United has no plans to follow American by upgrading its basic economy offering to include carry-on bags.

"It's working as designed, and we're full speed ahead with where we are at," Andrew Nocella, the carrier's chief commercial officer, explained during United's earnings call Wednesday morning.

His comments differ sharply from the sentiment expressed by American CEO Doug Parker ahead of that carrier's move away from its basic economy carry-on prohibition on Sept. 5. Parker said American was losing out to Delta's less restrictive basic economy offering, which has always allowed customers to stow carry-ons in overhead bins.

With American's move, United became the only Big Three airline to forbid all carry-ons on basic economy fares except those that can fit under a seat, fueling speculation that it too would soon do away with that restriction.

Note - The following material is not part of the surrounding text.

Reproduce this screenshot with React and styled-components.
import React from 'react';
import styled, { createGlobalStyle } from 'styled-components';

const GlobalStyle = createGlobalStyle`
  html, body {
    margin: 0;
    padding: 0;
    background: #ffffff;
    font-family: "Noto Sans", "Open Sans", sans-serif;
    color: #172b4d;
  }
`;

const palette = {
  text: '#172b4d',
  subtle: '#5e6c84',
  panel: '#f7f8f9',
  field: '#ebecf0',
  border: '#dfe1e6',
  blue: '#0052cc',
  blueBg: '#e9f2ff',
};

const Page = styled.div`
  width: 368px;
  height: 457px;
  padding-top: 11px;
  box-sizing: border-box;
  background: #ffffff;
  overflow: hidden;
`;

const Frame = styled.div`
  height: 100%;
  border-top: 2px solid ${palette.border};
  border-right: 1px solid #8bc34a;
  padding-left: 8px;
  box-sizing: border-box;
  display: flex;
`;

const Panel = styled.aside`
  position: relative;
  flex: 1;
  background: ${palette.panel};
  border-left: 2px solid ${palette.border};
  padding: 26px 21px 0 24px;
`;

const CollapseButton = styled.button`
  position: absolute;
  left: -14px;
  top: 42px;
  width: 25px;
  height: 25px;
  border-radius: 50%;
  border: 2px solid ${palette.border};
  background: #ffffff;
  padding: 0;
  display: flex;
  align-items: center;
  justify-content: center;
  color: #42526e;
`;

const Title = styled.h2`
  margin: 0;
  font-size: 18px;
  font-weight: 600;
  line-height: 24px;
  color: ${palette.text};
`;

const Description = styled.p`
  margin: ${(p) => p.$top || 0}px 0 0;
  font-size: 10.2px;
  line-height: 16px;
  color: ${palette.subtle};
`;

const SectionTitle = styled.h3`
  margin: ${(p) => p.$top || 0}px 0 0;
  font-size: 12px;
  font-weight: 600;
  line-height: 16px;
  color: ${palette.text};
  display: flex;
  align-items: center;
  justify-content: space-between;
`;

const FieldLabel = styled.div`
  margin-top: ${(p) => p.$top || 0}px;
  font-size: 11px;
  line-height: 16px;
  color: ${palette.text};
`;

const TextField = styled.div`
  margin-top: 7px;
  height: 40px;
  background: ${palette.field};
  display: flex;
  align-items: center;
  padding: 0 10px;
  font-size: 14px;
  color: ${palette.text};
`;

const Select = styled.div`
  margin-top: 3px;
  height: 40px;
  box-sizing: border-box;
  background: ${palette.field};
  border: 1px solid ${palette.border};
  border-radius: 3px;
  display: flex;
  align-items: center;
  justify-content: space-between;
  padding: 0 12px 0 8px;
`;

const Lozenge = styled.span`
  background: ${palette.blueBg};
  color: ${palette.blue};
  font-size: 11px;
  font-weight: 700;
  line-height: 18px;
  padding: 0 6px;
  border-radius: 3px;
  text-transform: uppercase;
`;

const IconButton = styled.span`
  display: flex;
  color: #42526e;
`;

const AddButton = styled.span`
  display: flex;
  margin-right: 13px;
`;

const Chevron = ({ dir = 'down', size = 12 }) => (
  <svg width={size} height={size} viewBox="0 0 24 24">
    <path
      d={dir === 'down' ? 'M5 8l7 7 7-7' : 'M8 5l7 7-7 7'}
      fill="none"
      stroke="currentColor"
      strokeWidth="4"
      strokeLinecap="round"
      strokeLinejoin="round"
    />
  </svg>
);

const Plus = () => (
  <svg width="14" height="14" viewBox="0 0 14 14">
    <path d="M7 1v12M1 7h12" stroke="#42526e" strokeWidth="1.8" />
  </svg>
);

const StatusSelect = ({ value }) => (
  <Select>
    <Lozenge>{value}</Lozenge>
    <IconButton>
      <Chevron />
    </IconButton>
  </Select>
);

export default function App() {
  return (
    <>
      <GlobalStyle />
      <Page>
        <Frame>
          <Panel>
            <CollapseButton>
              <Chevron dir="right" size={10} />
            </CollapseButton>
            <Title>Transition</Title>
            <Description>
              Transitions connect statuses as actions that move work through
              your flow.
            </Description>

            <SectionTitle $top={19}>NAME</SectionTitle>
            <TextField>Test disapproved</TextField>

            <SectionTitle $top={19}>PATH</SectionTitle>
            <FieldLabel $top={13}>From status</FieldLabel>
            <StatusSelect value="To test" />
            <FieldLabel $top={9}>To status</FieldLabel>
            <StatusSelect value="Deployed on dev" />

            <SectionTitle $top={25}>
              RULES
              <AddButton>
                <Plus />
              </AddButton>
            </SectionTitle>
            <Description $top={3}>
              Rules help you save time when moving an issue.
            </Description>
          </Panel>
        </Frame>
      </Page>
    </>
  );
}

Nocella, however, said twice during Wednesday's earnings call that United carefully constructed its basic economy offering so that it is clearly differentiated from the carrier's economy product and so that United can compete with the airfares offered by the ultralow-cost carriers Spirit, Frontier and Allegiant.

Along with the carry-on restriction, basic economy customers on United are seated at the back of the plane and board in the last group. Their tickets are nonrefundable and unchangeable, and they are not eligible for seat assignments prior to check-in.

Nocella's remarks came as United reported net income for the third quarter of $836 million, up 29.6% from last year. The jump was driven largely by the lower income taxes United is paying as a result of last year's tax bill. The carrier's pretax income was up a much smaller 6.8% in the third quarter.

But the improvement was also boosted by a double-digit year-over-year increase in corporate revenue, with domestic and transatlantic corporate business being especially strong, Nocella said.

United president Scott Kirby also cited the success of United's effort to boost connectivity at its Houston and Chicago hubs, where passenger revenue per available seat mile, a key industry metric, was up 6.8% year over year in the third quarter on capacity growth of 9.7%.

Overall, United's third quarter revenue was $11 billion, up 11.2% from last year and beating analyst expectations by $40 million, according to the website Seeking Alpha. Expenses climbed 11.9%, driven largely by a 42.2% year-over-year jump in fuel prices.

United had third quarter earnings per share of $3.06, missing analyst expectations by $.02, according to Seeking Alpha.

The carrier's stock was up 6% in early afternoon trading.